To break down national barriers, Ford is busily transplanting workers. Plenty of European engineers are transferring to the US and a lot of American designers are learning German. But, while Ford may tame national egos, it can't ignore local preferences and needs.
German drivers want cars that can race along at Autobahn speeds, but won't waste $4-a-gallon petrol. US motorists want cars that are fast off the line that ride comfortably at 55 miles per hour.
``The only thing you combine are the parts and components the consumer really doesn't see,'' says marketing consultant Chris Cedergren, of the AutoPacific Group. Mr. Cedergren notes that with the CDW27, each version is uniquely styled. There are different features. Even the engines may be different. Europeans, for example, can opt for a fuel-stingy diesel that isn't available in the US.

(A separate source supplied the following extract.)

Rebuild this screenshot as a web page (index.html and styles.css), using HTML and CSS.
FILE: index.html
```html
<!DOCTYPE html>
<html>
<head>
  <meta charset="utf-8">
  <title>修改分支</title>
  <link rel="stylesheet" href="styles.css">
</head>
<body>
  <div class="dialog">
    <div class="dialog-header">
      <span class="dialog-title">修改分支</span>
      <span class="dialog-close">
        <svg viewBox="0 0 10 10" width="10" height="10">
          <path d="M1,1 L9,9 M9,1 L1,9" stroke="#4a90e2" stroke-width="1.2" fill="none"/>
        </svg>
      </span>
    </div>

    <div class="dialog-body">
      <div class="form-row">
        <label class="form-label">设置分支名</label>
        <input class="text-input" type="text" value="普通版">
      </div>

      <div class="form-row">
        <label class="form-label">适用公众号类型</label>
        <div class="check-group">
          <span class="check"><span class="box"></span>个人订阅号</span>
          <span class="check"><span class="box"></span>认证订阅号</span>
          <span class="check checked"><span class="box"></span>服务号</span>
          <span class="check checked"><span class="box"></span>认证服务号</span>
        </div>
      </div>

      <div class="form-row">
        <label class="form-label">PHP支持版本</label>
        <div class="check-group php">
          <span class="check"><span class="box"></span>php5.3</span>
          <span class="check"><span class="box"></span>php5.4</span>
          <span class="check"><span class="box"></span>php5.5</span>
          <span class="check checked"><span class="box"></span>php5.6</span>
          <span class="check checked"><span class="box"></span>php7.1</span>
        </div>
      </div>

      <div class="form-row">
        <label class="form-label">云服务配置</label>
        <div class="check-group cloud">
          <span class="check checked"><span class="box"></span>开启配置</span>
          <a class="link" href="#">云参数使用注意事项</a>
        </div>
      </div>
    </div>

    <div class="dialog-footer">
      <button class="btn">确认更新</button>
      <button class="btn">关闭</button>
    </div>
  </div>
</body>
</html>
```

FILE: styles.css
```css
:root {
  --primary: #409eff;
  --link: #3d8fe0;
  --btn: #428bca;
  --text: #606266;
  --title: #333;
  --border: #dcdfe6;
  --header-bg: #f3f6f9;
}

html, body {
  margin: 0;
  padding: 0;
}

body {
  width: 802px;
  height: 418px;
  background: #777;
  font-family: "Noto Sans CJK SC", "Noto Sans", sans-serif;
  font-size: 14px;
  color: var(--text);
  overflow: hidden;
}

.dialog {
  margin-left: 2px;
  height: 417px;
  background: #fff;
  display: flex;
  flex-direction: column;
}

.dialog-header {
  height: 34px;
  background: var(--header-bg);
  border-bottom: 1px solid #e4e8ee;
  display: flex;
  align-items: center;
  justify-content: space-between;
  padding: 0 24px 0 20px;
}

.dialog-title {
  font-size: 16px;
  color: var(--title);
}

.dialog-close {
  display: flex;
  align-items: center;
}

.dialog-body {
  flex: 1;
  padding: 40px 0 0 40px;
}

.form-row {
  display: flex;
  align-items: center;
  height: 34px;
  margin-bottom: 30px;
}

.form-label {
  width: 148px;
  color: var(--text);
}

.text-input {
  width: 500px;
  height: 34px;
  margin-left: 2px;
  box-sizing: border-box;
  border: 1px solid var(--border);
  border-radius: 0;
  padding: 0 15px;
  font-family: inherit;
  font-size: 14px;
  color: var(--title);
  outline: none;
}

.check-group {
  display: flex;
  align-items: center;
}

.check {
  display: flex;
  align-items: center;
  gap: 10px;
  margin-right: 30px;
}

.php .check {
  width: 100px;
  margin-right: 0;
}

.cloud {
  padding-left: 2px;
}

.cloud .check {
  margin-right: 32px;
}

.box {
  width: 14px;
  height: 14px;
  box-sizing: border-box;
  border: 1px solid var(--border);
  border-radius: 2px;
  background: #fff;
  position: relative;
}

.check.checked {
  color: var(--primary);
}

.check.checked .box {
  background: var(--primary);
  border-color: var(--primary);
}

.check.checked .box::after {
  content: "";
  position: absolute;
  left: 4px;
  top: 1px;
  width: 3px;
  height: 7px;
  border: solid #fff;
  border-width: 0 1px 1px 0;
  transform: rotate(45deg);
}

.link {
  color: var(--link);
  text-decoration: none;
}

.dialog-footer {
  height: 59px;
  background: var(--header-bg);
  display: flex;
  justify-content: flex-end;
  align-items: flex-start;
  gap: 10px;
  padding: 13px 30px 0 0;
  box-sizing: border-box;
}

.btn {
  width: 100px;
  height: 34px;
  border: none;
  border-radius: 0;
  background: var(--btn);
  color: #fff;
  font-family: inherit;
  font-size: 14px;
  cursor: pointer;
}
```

Saddled with a bloated, inefficient product-development system, General Motors Corporation also needs to speed up and slim down.
Cedergren says there's a lot for GM to learn from its Swiss-based subsidiary, which has fared surprisingly well, despite Europe's ongoing recession. GM of Europe is considered one of the Continent's leanest and most efficient carmakers. Its newest plant, in Eisenach, Germany, rivals the best of the Japanese in terms of quality and productivity. And its products consistently win rave reviews. Compare that to the US, where GM is barely breaking even, and its plants are among the least efficient. Its products have been faulted as stodgy.

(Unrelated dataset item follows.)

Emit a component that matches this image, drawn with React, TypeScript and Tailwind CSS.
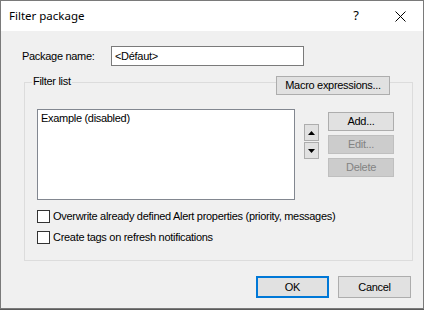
import React from 'react';

const ui = { fontFamily: '"Liberation Sans", Arial, sans-serif' };
const title = { fontFamily: '"Noto Sans", "Open Sans", sans-serif' };

const Btn: React.FC<{ label: string; disabled?: boolean; className?: string }> = ({ label, disabled, className = '' }) => (
  <div
    className={`flex items-center justify-center border text-[11px] leading-none ${
      disabled ? 'bg-[#cccccc] border-[#bfbfbf] text-[#838383]' : 'bg-[#e1e1e1] border-[#adadad] text-black'
    } ${className}`}
  >
    {label}
  </div>
);

const Check: React.FC<{ label: string }> = ({ label }) => (
  <div className="flex items-center gap-[3px]">
    <div className="w-[13px] h-[13px] border border-[#333333] bg-white" />
    <span className="text-[11px] leading-[13px]">{label}</span>
  </div>
);

const Arrow: React.FC<{ up?: boolean }> = ({ up }) => (
  <div className="w-[15px] h-[17px] border border-[#adadad] bg-[#e1e1e1] flex items-center justify-center">
    <svg width="7" height="4" viewBox="0 0 7 4">
      {up ? <polygon points="0,4 7,4 3.5,0" fill="#000" /> : <polygon points="0,0 7,0 3.5,4" fill="#000" />}
    </svg>
  </div>
);

export default function App() {
  return (
    <div className="w-[424px] h-[310px] bg-[#5a5a5a] overflow-hidden tracking-[-0.3px]" style={ui}>
      <div className="h-[309px] border border-[#7a7a7a] flex flex-col bg-[#f0f0f0] text-black">
        {/* title bar */}
        <div className="h-[30px] bg-white flex items-center shrink-0 tracking-normal">
          <span className="ml-[8px] text-[11.5px]" style={title}>Filter package</span>
          <span className="ml-auto mr-[36px] text-[13px]" style={title}>?</span>
          <svg className="mr-[17px]" width="11" height="11" viewBox="0 0 11 11">
            <path d="M0.5 0.5 L10.5 10.5 M10.5 0.5 L0.5 10.5" stroke="#000" strokeWidth="1" />
          </svg>
        </div>

        <div className="flex-1 flex flex-col">
          {/* package name */}
          <div className="flex items-center mt-[15px] pl-[21px]">
            <span className="text-[11px] w-[89px]">Package name:</span>
            <div className="w-[193px] h-[20px] border border-[#7a7a7a] bg-white flex items-center pl-[3px] text-[11px]">
              &lt;Défaut&gt;
            </div>
          </div>

          {/* filter list group */}
          <div className="ml-[23px] mr-[10px] mt-[16px] h-[179px] border border-[#dcdcdc] flex flex-col">
            <div className="flex items-start justify-between -mt-[7px] pl-[7px] pr-[22px]">
              <span className="bg-[#f0f0f0] px-[1px] text-[11px] leading-[13px] -mt-[1px]">Filter list</span>
              <Btn label="Macro expressions..." className="w-[114px] h-[19px]" />
            </div>

            <div className="flex items-start mt-[14px] pl-[12px]">
              <div className="w-[258px] h-[91px] border border-[#828790] bg-white px-[3px] pt-[2px] text-[11px] leading-[13px]">
                Example (disabled)
              </div>
              <div className="flex flex-col gap-[1px] ml-[9px] mt-[15px]">
                <Arrow up />
                <Arrow />
              </div>
              <div className="flex flex-col gap-[4px] ml-[9px] mt-[3px]">
                <Btn label="Add..." className="w-[66px] h-[19px]" />
                <Btn label="Edit..." disabled className="w-[66px] h-[19px]" />
                <Btn label="Delete" disabled className="w-[66px] h-[19px]" />
              </div>
            </div>

            <div className="flex flex-col gap-[8px] mt-[10px] pl-[12px]">
              <Check label="Overwrite already defined Alert properties (priority, messages)" />
              <Check label="Create tags on refresh notifications" />
            </div>
          </div>

          {/* footer buttons */}
          <div className="flex justify-end gap-[9px] mt-[15px] pr-[12px]">
            <div className="w-[73px] h-[22px] border-2 border-[#0078d7] bg-[#e1e1e1] flex items-center justify-center text-[11px]">
              OK
            </div>
            <Btn label="Cancel" className="w-[73px] h-[22px]" />
          </div>
        </div>
      </div>
    </div>
  );
}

Since a boardroom shake-up in 1992, GM's new CEO, John ``Jack'' Smith, has been looking for ways to pare back costs and speed up the product development process. The Cadillac LSE may be a hint of things to come. This ``entry level'' luxury sedan, scheduled for a 1997 debut, will be based on the same platform as the European Opel Omega. Several other GM divisions, including Chevrolet, Buick, and Saturn, also will likely use Opel designs.

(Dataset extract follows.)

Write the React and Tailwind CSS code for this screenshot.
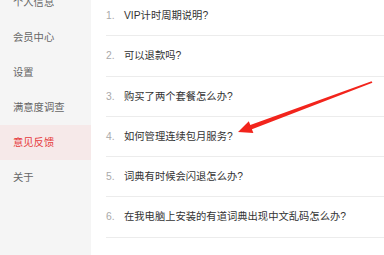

GM's powertrain operations have already been consolidated, and the man who pulled off that effort, Richard Donnelly, is now running GM Europe. Meanwhile, GM has consolidated its American auto operations into two new units, a Small Car Group and the Midsize and Luxury Car.
``We're a big company and frequently that's been a disadvantage,'' Mr. Donnelly says. ``If we can figure out how to work together, it can turn into a big marketing advantage.''
Ironically, while Ford and GM are looking to go global, the people who invented the world car concept may be moving in the opposite direction.
Take Honda Motor Company, which, for years, built virtually nothing but world cars. Now, as it expands its production base in the US and other foreign markets, Honda is designing vehicles tailored to local needs. Early in 1994, the carmaker announced its own global reorganization creating three semi-autonomous units. One, covering the Americas, will soon double its research and product development capabilities. Suzuki Motor Company says it now has the capacity to design and engineer two locally oriented vehicles at a time.
``Japanese and American companies are now going in opposite directions on the world car,'' suggests Hisao Suzuki, head of Honda's research and development unit.
But are they really? True, there'll be slightly different versions of the next Accord sedan, but the vehicles still will be based on the same underlying platform. And while the Accord wagon is now being built only in the US, it is being exported to markets around the world. In fact, Honda is selling more of the wagons in Japan than in America.
So this apparent Japanese move away from the world car concept may be more a matter of corporate semantics than a real shift in product development.
The reality is that car buyers' tastes are becoming more and more common from market to market. And competition is forcing carmakers to increase their economies of scale. As a result, the most efficient carmakers will be those who can invest in a single product that they can produce and sell - with relatively little variation - all over the world.